DATA PROVIDED
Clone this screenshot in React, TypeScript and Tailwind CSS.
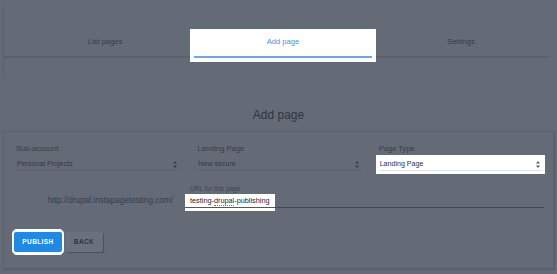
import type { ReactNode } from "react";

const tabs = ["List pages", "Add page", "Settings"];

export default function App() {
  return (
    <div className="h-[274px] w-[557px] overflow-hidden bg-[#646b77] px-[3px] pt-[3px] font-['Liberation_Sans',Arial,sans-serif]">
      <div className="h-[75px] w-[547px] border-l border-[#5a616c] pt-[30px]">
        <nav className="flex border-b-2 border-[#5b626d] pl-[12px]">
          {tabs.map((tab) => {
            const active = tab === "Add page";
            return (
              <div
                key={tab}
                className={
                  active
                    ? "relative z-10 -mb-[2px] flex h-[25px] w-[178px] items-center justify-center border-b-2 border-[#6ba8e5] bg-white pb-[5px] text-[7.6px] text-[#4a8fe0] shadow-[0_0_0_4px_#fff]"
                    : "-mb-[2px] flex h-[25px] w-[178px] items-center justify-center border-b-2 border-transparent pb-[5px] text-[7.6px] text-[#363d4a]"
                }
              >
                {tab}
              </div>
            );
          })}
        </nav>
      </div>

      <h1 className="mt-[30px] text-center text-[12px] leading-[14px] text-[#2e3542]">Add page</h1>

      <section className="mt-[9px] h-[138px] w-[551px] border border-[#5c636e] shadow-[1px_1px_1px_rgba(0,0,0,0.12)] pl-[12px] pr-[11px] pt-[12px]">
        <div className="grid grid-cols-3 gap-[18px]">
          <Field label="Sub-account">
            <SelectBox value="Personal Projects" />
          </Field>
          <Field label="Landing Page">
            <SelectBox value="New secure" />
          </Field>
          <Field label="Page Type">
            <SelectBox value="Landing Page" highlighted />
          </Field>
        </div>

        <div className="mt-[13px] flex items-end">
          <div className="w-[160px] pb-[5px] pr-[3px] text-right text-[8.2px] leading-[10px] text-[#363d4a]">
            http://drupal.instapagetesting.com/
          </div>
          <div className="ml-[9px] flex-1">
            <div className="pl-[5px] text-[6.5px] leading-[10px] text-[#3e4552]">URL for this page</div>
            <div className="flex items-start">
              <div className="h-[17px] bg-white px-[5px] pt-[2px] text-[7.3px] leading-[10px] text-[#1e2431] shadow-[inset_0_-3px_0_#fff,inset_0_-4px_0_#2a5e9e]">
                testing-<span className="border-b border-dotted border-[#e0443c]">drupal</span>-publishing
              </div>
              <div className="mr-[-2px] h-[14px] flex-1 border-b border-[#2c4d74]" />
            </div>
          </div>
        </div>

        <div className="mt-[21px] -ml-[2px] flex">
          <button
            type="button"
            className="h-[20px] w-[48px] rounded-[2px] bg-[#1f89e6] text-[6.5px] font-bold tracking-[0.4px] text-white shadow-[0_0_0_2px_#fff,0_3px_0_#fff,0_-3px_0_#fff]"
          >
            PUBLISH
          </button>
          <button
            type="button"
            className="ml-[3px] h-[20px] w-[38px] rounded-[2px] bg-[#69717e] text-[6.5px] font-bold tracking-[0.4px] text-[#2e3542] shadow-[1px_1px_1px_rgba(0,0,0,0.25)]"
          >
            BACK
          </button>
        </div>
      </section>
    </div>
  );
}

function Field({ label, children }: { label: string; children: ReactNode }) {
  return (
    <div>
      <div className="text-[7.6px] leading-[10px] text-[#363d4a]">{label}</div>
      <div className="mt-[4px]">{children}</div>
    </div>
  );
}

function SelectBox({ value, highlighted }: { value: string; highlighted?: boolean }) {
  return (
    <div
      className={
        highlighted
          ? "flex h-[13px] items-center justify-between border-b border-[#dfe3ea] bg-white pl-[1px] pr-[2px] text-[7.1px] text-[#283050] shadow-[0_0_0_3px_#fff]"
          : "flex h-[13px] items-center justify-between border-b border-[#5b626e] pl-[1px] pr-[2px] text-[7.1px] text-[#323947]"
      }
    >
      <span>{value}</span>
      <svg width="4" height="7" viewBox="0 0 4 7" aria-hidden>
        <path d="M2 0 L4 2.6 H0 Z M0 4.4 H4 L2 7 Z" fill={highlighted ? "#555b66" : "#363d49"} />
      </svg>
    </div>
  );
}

PROBLEM REQUIREMENTS
Reproduce the full listing faithfully, but do not carry over any pictures.

OUTPUT BELOW
Clone this screenshot in React, TypeScript and Tailwind CSS.
import type { ReactNode } from "react";

const tabs = ["List pages", "Add page", "Settings"];

export default function App() {
  return (
    <div className="h-[274px] w-[557px] overflow-hidden bg-[#646b77] px-[3px] pt-[3px] font-['Liberation_Sans',Arial,sans-serif]">
      <div className="h-[75px] w-[547px] border-l border-[#5a616c] pt-[30px]">
        <nav className="flex border-b-2 border-[#5b626d] pl-[12px]">
          {tabs.map((tab) => {
            const active = tab === "Add page";
            return (
              <div
                key={tab}
                className={
                  active
                    ? "relative z-10 -mb-[2px] flex h-[25px] w-[178px] items-center justify-center border-b-2 border-[#6ba8e5] bg-white pb-[5px] text-[7.6px] text-[#4a8fe0] shadow-[0_0_0_4px_#fff]"
                    : "-mb-[2px] flex h-[25px] w-[178px] items-center justify-center border-b-2 border-transparent pb-[5px] text-[7.6px] text-[#363d4a]"
                }
              >
                {tab}
              </div>
            );
          })}
        </nav>
      </div>

      <h1 className="mt-[30px] text-center text-[12px] leading-[14px] text-[#2e3542]">Add page</h1>

      <section className="mt-[9px] h-[138px] w-[551px] border border-[#5c636e] shadow-[1px_1px_1px_rgba(0,0,0,0.12)] pl-[12px] pr-[11px] pt-[12px]">
        <div className="grid grid-cols-3 gap-[18px]">
          <Field label="Sub-account">
            <SelectBox value="Personal Projects" />
          </Field>
          <Field label="Landing Page">
            <SelectBox value="New secure" />
          </Field>
          <Field label="Page Type">
            <SelectBox value="Landing Page" highlighted />
          </Field>
        </div>

        <div className="mt-[13px] flex items-end">
          <div className="w-[160px] pb-[5px] pr-[3px] text-right text-[8.2px] leading-[10px] text-[#363d4a]">
            http://drupal.instapagetesting.com/
          </div>
          <div className="ml-[9px] flex-1">
            <div className="pl-[5px] text-[6.5px] leading-[10px] text-[#3e4552]">URL for this page</div>
            <div className="flex items-start">
              <div className="h-[17px] bg-white px-[5px] pt-[2px] text-[7.3px] leading-[10px] text-[#1e2431] shadow-[inset_0_-3px_0_#fff,inset_0_-4px_0_#2a5e9e]">
                testing-<span className="border-b border-dotted border-[#e0443c]">drupal</span>-publishing
              </div>
              <div className="mr-[-2px] h-[14px] flex-1 border-b border-[#2c4d74]" />
            </div>
          </div>
        </div>

        <div className="mt-[21px] -ml-[2px] flex">
          <button
            type="button"
            className="h-[20px] w-[48px] rounded-[2px] bg-[#1f89e6] text-[6.5px] font-bold tracking-[0.4px] text-white shadow-[0_0_0_2px_#fff,0_3px_0_#fff,0_-3px_0_#fff]"
          >
            PUBLISH
          </button>
          <button
            type="button"
            className="ml-[3px] h-[20px] w-[38px] rounded-[2px] bg-[#69717e] text-[6.5px] font-bold tracking-[0.4px] text-[#2e3542] shadow-[1px_1px_1px_rgba(0,0,0,0.25)]"
          >
            BACK
          </button>
        </div>
      </section>
    </div>
  );
}

function Field({ label, children }: { label: string; children: ReactNode }) {
  return (
    <div>
      <div className="text-[7.6px] leading-[10px] text-[#363d4a]">{label}</div>
      <div className="mt-[4px]">{children}</div>
    </div>
  );
}

function SelectBox({ value, highlighted }: { value: string; highlighted?: boolean }) {
  return (
    <div
      className={
        highlighted
          ? "flex h-[13px] items-center justify-between border-b border-[#dfe3ea] bg-white pl-[1px] pr-[2px] text-[7.1px] text-[#283050] shadow-[0_0_0_3px_#fff]"
          : "flex h-[13px] items-center justify-between border-b border-[#5b626e] pl-[1px] pr-[2px] text-[7.1px] text-[#323947]"
      }
    >
      <span>{value}</span>
      <svg width="4" height="7" viewBox="0 0 4 7" aria-hidden>
        <path d="M2 0 L4 2.6 H0 Z M0 4.4 H4 L2 7 Z" fill={highlighted ? "#555b66" : "#363d49"} />
      </svg>
    </div>
  );
}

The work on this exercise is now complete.